We have three different types of friends throughout the course of our lives, and in some instances, for many, many lives, until we learn our lessons and get it right. The different types of friends are “those for a reason, a season, or a lifetime”. If you’re going to be the type of friend to me that I am to you, then you’re ride or die, and you are in my life for a reason and a lifetime. I will always be loyal and devoted to you. However, if you’re only sticking around long enough to use me, please, fuck off now, and take your insane monkeys with you.
If one person is a flake, don’t take it personally. If one person is over-sensitive and cannot handle the truth, then that person needs to work on themselves and letting them fly is the best thing to do when they refuse to listen. Not every friendship is forever, but maybe that’s because the ones that are, are so much more valuable, and are built on a solid foundation, as opposed to being built on one person’s immediate interests.

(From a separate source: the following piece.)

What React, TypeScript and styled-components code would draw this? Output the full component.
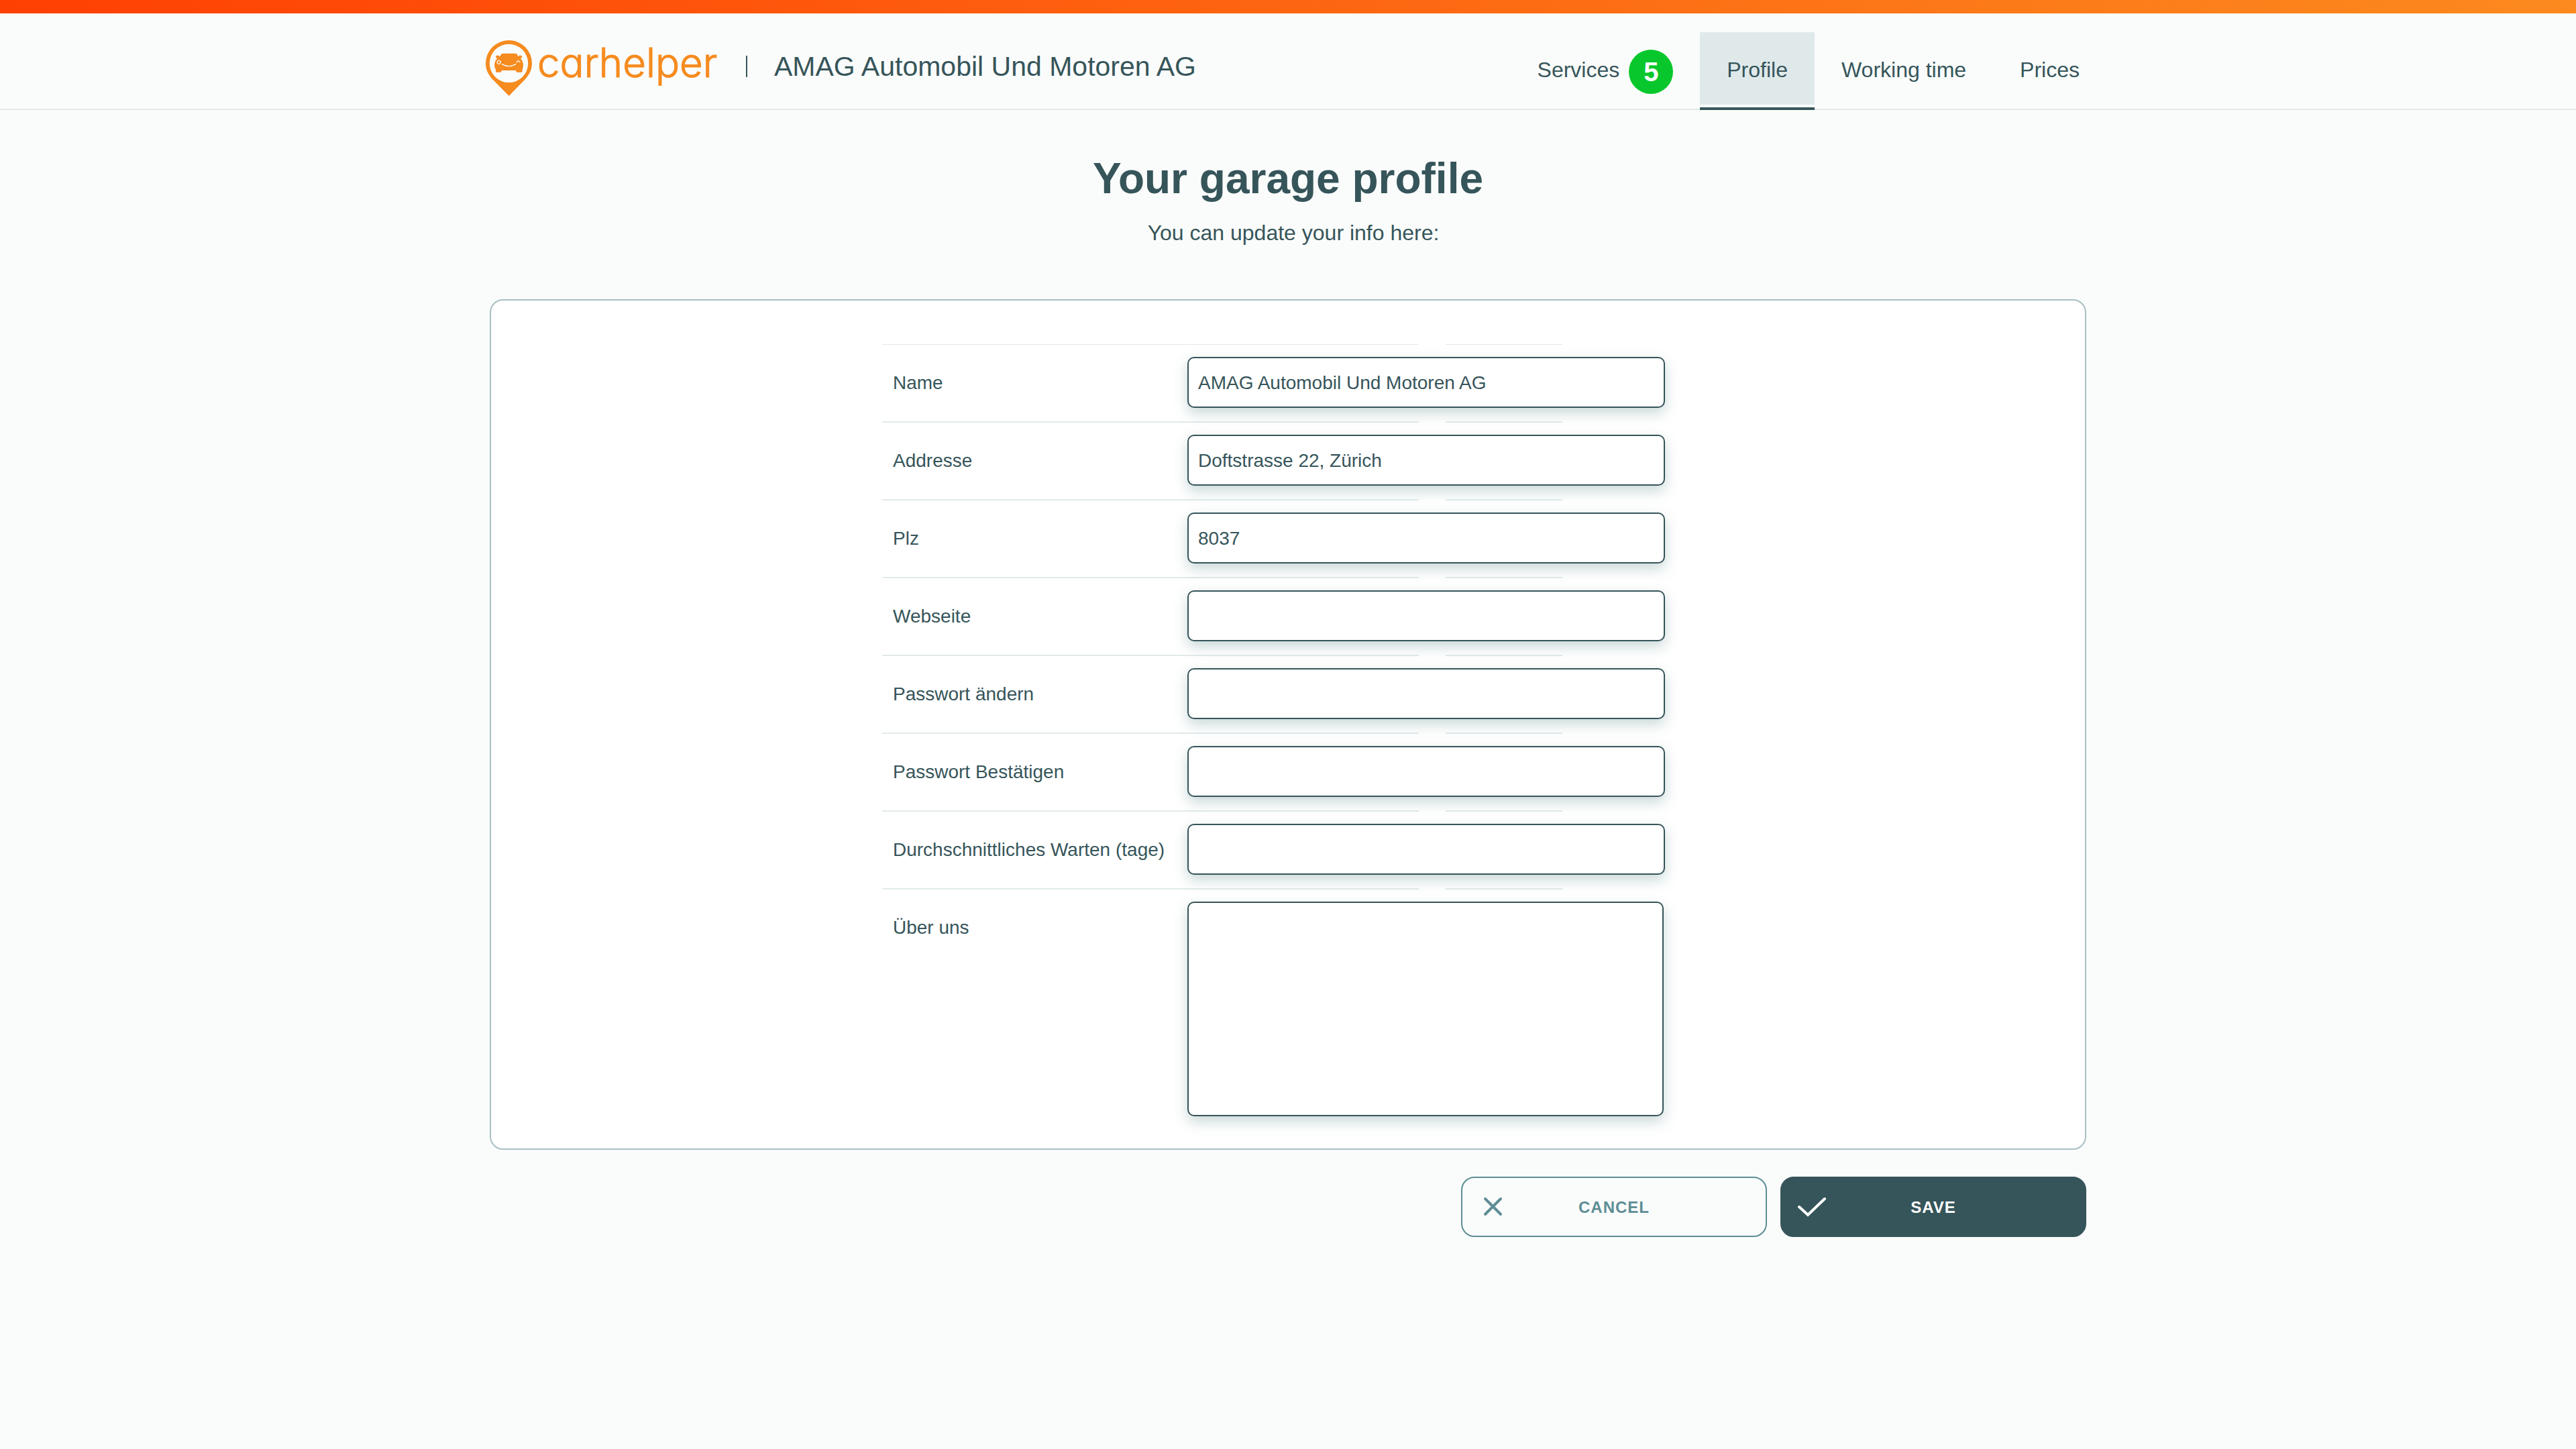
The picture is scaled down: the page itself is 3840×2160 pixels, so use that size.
import React from "react";
import styled, { createGlobalStyle, css } from "styled-components";

const color = {
  page: "#fafcfb",
  ink: "#36555a",
  accent: "#5e8d96",
  brand: "#f68b1f",
  line: "#e0e9ea",
  cardLine: "#a7bfc4",
  badge: "#08c72c",
};

const GlobalStyle = createGlobalStyle`
  *, *::before, *::after { box-sizing: border-box; }
  body {
    margin: 0;
    background: ${color.page};
    color: ${color.ink};
    font-family: "Liberation Sans", Arial, sans-serif;
    font-size: 28px;
    line-height: 32px;
  }
`;

const Page = styled.div`
  min-height: 100vh;
`;

const TopBar = styled.div`
  height: 20px;
  background: linear-gradient(90deg, #ff4003, #fc8a1f);
`;

const Header = styled.header`
  border-bottom: 2px solid ${color.line};
`;

const container = css`
  width: 100%;
  max-width: 2380px;
  margin: 0 auto;
`;

const HeaderInner = styled.div`
  ${container}
  display: flex;
  justify-content: space-between;
  height: 142px;
`;

const Brand = styled.div`
  display: flex;
  align-items: flex-start;
  padding-top: 40px;
  margin-left: -6px;
`;

const LogoLink = styled.a`
  display: flex;
  gap: 8px;
  width: 388px;
  color: ${color.brand};
  text-decoration: none;
`;

const LogoPin = styled.svg`
  flex: none;
  width: 69px;
  height: 83px;
`;

const LogoWord = styled.span`
  font-family: Inter, sans-serif;
  font-size: 60px;
  font-weight: 300;
  line-height: 66px;
  font-feature-settings: "cv11";
  -webkit-text-stroke: 1px ${color.brand};
  stroke-linejoin: round;
`;

const GarageName = styled.div`
  margin-top: 23px;
  padding-left: 40px;
  border-left: 2px solid ${color.ink};
  font-size: 41px;
  line-height: 32px;
  white-space: nowrap;
`;

const Nav = styled.nav`
  display: flex;
  margin: 28px -30px -2px 0;
`;

const Tab = styled.a<{ $active?: boolean }>`
  display: flex;
  align-items: center;
  gap: 14px;
  padding: 0 40px;
  border-bottom: 4px solid ${(p) => (p.$active ? color.ink : "transparent")};
  background: ${(p) =>
    p.$active ? `linear-gradient(${color.line}, ${color.line}) 0 0 / 100% 108px no-repeat` : "none"};
  color: inherit;
  font-size: 32px;
  line-height: 36px;
  text-decoration: none;
  white-space: nowrap;
`;

const Badge = styled.span`
  display: flex;
  align-items: center;
  justify-content: center;
  width: 66px;
  height: 66px;
  margin-top: 6px;
  border-radius: 50%;
  background: ${color.badge};
  color: #fff;
  font-size: 40px;
  font-weight: 700;
`;

const Main = styled.main`
  ${container}
  padding: 64px 0;
`;

const Title = styled.h1`
  margin: 0;
  font-size: 64px;
  line-height: 76px;
  text-align: center;
`;

const Subtitle = styled.p`
  margin: 24px 0 80px;
  padding-left: 16px;
  font-size: 32px;
  line-height: 38px;
  text-align: center;
`;

const Card = styled.div`
  padding: 64px 0 48px;
  border: 2px solid ${color.cardLine};
  border-radius: 20px;
  background: #fff;
`;

const Fields = styled.div`
  width: 100%;
  max-width: 1210px;
  margin: 0 auto;
`;

const Row = styled.div`
  display: grid;
  grid-template-columns: 439px 712px;
  column-gap: 16px;
  padding: 20px 0;
  background:
    linear-gradient(#e2eaea, #e2eaea) 0 0 / 800px 2px no-repeat,
    linear-gradient(#e2eaea, #e2eaea) 840px 0 / 174px 2px no-repeat;

  &:first-child {
    background:
      linear-gradient(#e6e8e8, #e6e8e8) 0 1px / 800px 1px no-repeat,
      linear-gradient(#e6e8e8, #e6e8e8) 840px 1px / 174px 1px no-repeat;
  }

  &:last-child {
    padding-bottom: 0;
  }
`;

const Label = styled.label`
  padding: 23px 16px 21px;
  white-space: nowrap;
`;

const control = css`
  display: block;
  border: 2px solid ${color.ink};
  border-radius: 10px;
  background: #fff;
  box-shadow: 0 8px 20px rgba(45, 100, 100, 0.25);
  color: inherit;
  font: inherit;
  outline: none;
`;

const TextInput = styled.input`
  ${control}
  width: 100%;
  height: 76px;
  padding: 2px 14px 0;
`;

const TextArea = styled.textarea`
  ${control}
  width: 710px;
  height: 320px;
  padding: 20px 14px;
  resize: none;
`;

const Actions = styled.div`
  display: flex;
  justify-content: flex-end;
  gap: 20px;
  margin-top: 40px;
`;

const Button = styled.button<{ $primary?: boolean }>`
  display: grid;
  grid-template-columns: 1fr auto 1fr;
  align-items: center;
  width: 456px;
  height: 90px;
  padding: 2px 24px 0;
  border: 2px solid ${(p) => (p.$primary ? color.ink : color.accent)};
  border-radius: 20px;
  background: ${(p) => (p.$primary ? color.ink : "transparent")};
  color: ${(p) => (p.$primary ? "#fff" : color.accent)};
  font: 700 24px/28px "Liberation Sans", Arial, sans-serif;
  letter-spacing: 1px;
  text-transform: uppercase;
`;

const ButtonIcon = styled.svg`
  width: 42px;
  height: 32px;
  fill: none;
  stroke: currentColor;
  stroke-width: 4;
  stroke-linecap: round;
`;

const fields = [
  { id: "name", label: "Name", type: "text", value: "AMAG Automobil Und Motoren AG" },
  { id: "address", label: "Addresse", type: "text", value: "Doftstrasse 22, Zürich" },
  { id: "zip", label: "Plz", type: "text", value: "8037" },
  { id: "website", label: "Webseite", type: "text", value: "" },
  { id: "password", label: "Passwort ändern", type: "password", value: "" },
  { id: "password-confirm", label: "Passwort Bestätigen", type: "password", value: "" },
  { id: "waiting", label: "Durchschnittliches Warten (tage)", type: "text", value: "" },
];

function Logo() {
  return (
    <LogoLink href="#">
      <LogoPin viewBox="0 0 69 83" aria-hidden="true">
        <path
          fill={color.brand}
          fillRule="evenodd"
          d="M34.5 0A34.5 34.5 0 0 1 69 34.5C69 44 65 51 59.5 57.5L34.7 83L9.5 57.5C4 51 0 44 0 34.5A34.5 34.5 0 0 1 34.5 0ZM34.5 5.7A28.7 28.7 0 1 0 34.5 63.1A28.7 28.7 0 1 0 34.5 5.7Z"
        />
        <path
          fill={color.brand}
          d="M25.5 19.8H45Q46.3 20 47 21.5L48.6 24.6Q49.3 22.6 51.3 22.6Q54.3 22.8 54.3 25Q54 26.8 51.8 27.1Q55.6 30.5 56 37Q56 41 54.6 43.5V46.5Q54.6 47.8 53.3 47.8H46.6Q45.4 47.8 45.4 46.5V45.1H23.4V46.5Q23.4 47.8 22.2 47.8H16.2Q15 47.8 15 46.5V43.5Q13 41 13 37Q13.4 30.5 17.4 27.1Q15.2 26.8 15 25Q15 22.8 18 22.6Q20 22.6 20.8 24.6L23 21.2Q24 19.8 25.5 19.8Z"
        />
        <g fill="none" stroke={color.page} strokeWidth="1.3" strokeLinecap="round">
          <circle cx="19.7" cy="32.8" r="2.5" />
          <path d="M46.4 33.2Q46.8 30.8 49 30.9Q50.8 31 51 32.8" />
          <path d="M24.4 35.6Q34.5 41.8 44.7 35.6" />
        </g>
      </LogoPin>
      <LogoWord>carhelper</LogoWord>
    </LogoLink>
  );
}

export default function App() {
  return (
    <Page>
      <GlobalStyle />
      <TopBar />
      <Header>
        <HeaderInner>
          <Brand>
            <Logo />
            <GarageName>AMAG Automobil Und Motoren AG</GarageName>
          </Brand>
          <Nav>
            <Tab href="#">
              Services <Badge>5</Badge>
            </Tab>
            <Tab href="#" $active aria-current="page">
              Profile
            </Tab>
            <Tab href="#">Working time</Tab>
            <Tab href="#">Prices</Tab>
          </Nav>
        </HeaderInner>
      </Header>
      <Main>
        <Title>Your garage profile</Title>
        <Subtitle>You can update your info here:</Subtitle>
        <form onSubmit={(e) => e.preventDefault()}>
          <Card>
            <Fields>
              {fields.map((f) => (
                <Row key={f.id}>
                  <Label htmlFor={f.id}>{f.label}</Label>
                  <TextInput id={f.id} type={f.type} defaultValue={f.value} />
                </Row>
              ))}
              <Row>
                <Label htmlFor="about">Über uns</Label>
                <TextArea id="about" />
              </Row>
            </Fields>
          </Card>
          <Actions>
            <Button type="button">
              <ButtonIcon viewBox="0 0 42 32" aria-hidden="true">
                <path d="M10 3L33 26M33 3L10 26" />
              </ButtonIcon>
              Cancel
            </Button>
            <Button type="submit" $primary>
              <ButtonIcon viewBox="0 0 42 32" aria-hidden="true">
                <path d="M2 15L15 27L40 3" />
              </ButtonIcon>
              Save
            </Button>
          </Actions>
        </form>
      </Main>
    </Page>
  );
}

In closing, I am incredibly GRATEFUL for the lovely, talented, graceful, elegant, mature, beautiful on the inside and outside, kind, generous, hilarious, devoted, loyal friends in my life. I can count them on two hands, but quality is far superior to quantity. Some have been a part of my life for a short period of time, but are no less special to me. Many have been with me for 18-25 years and, despite our imperfections and character flaws, despite agreeing to disagree, we love each other, we care about each other so very much, and we’d do anything for each other. A friend recently told me that I have been there for her through EVERYTHING, the good, the bad, and the ugly, and she thanks God for me. Another told me how people are always using her, but that I am the bright spot in her life. In friendship, things should be positive. If they aren’t, detox yourself from the poison. You’ll find a lot of clarity there.